◆ INSTRUCTIONS TO FOLLOW ◆
Collect all lines below with the string "code".

◆ TASK INPUT ◆
○ ○ ○

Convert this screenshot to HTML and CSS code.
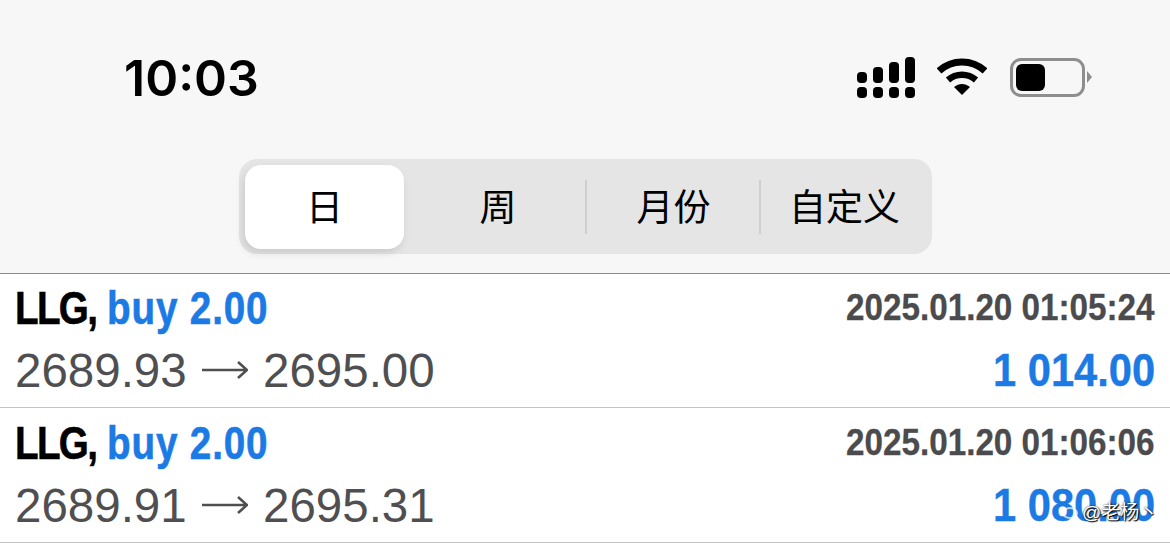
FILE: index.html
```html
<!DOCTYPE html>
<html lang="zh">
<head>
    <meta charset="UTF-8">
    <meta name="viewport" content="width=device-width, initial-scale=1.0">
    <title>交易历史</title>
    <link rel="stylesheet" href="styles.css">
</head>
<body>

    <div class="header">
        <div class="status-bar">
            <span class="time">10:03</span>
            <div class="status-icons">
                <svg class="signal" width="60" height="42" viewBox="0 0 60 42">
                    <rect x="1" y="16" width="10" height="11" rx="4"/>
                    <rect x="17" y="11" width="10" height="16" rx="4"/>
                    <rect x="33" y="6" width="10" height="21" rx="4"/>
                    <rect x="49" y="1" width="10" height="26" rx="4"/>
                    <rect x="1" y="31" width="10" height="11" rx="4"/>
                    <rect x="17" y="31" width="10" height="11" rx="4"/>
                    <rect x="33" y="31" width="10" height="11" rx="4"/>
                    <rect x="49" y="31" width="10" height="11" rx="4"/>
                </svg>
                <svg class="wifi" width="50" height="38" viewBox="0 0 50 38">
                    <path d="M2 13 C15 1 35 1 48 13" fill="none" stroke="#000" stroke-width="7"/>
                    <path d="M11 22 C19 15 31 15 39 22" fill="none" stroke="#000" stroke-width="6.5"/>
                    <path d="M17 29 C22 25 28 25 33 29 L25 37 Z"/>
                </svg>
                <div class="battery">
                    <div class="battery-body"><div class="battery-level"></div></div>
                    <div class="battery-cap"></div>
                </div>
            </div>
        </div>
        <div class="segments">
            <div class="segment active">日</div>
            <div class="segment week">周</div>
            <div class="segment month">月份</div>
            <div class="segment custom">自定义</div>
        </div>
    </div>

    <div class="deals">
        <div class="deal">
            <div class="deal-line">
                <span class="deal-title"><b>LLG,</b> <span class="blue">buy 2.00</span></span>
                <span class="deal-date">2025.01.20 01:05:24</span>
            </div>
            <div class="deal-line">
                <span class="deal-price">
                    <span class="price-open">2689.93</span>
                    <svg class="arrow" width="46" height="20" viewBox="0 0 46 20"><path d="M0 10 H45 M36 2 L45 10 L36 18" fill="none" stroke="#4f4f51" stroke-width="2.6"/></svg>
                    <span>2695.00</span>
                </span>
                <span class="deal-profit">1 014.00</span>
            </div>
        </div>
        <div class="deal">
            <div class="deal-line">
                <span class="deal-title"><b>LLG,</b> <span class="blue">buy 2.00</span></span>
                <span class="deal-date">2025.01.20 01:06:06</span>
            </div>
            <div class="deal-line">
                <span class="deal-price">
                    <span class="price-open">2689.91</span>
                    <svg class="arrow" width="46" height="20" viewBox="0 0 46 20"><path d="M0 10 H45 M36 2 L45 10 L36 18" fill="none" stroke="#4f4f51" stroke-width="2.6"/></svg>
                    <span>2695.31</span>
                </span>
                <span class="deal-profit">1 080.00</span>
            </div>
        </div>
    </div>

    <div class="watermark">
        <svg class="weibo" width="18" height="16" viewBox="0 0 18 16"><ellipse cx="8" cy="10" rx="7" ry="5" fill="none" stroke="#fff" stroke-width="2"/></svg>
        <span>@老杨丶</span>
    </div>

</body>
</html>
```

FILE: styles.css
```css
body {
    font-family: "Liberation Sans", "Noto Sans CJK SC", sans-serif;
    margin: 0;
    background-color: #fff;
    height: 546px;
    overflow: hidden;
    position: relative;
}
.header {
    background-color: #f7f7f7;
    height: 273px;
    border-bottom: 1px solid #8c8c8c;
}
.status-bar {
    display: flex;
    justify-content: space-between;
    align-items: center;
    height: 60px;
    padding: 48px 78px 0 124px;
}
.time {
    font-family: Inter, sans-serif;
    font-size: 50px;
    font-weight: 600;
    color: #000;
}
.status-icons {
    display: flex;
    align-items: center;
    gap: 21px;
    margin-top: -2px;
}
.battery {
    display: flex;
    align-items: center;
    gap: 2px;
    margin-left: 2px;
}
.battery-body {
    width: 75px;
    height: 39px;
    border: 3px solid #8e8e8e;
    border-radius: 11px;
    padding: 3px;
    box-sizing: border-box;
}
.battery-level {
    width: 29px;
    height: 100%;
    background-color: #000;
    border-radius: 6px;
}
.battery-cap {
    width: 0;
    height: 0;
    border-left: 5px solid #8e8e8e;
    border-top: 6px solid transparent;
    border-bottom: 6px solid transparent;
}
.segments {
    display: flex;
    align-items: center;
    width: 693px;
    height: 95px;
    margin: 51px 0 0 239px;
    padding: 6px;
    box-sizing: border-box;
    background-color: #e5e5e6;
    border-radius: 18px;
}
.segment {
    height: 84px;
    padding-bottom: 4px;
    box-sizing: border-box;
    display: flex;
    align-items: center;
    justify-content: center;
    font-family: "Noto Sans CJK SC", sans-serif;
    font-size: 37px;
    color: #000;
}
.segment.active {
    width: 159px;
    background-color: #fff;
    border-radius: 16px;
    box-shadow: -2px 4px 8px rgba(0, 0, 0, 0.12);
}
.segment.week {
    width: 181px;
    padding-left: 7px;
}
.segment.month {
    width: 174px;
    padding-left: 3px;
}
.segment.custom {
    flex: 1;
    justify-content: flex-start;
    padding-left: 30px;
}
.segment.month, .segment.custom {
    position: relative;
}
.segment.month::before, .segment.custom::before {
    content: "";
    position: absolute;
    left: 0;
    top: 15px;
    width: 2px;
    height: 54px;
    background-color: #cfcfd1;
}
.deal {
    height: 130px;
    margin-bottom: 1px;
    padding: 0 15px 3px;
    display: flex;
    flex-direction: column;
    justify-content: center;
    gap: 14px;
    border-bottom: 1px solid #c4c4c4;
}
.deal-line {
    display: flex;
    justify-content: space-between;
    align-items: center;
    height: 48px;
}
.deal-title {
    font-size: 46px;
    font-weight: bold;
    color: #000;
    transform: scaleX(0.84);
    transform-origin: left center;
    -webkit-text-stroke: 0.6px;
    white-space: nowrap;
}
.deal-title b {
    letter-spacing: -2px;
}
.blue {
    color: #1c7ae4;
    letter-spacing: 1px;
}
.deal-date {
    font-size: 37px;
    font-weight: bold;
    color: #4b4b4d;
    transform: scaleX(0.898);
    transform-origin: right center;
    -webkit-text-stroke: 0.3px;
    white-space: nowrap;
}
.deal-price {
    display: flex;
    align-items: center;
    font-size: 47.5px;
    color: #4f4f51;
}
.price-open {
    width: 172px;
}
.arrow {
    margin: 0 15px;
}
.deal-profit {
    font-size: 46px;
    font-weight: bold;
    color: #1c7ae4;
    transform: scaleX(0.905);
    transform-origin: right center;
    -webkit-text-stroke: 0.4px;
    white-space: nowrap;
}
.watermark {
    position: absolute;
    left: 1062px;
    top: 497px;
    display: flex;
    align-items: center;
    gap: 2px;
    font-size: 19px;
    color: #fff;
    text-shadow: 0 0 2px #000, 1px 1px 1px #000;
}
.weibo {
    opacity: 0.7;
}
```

○ ○ ○

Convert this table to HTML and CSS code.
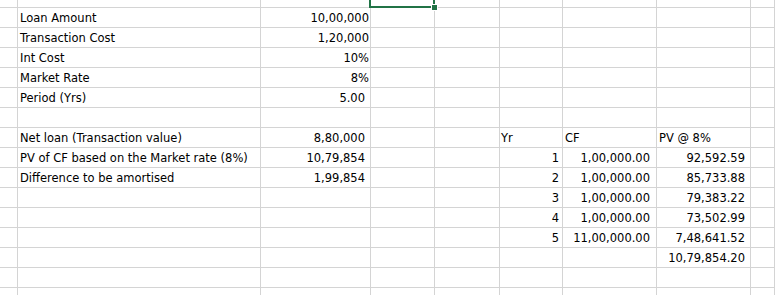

○ ○ ○

◆ RESULT OF THIS TASK ◆
Convert this screenshot to HTML and CSS code.
Convert this table to HTML and CSS code.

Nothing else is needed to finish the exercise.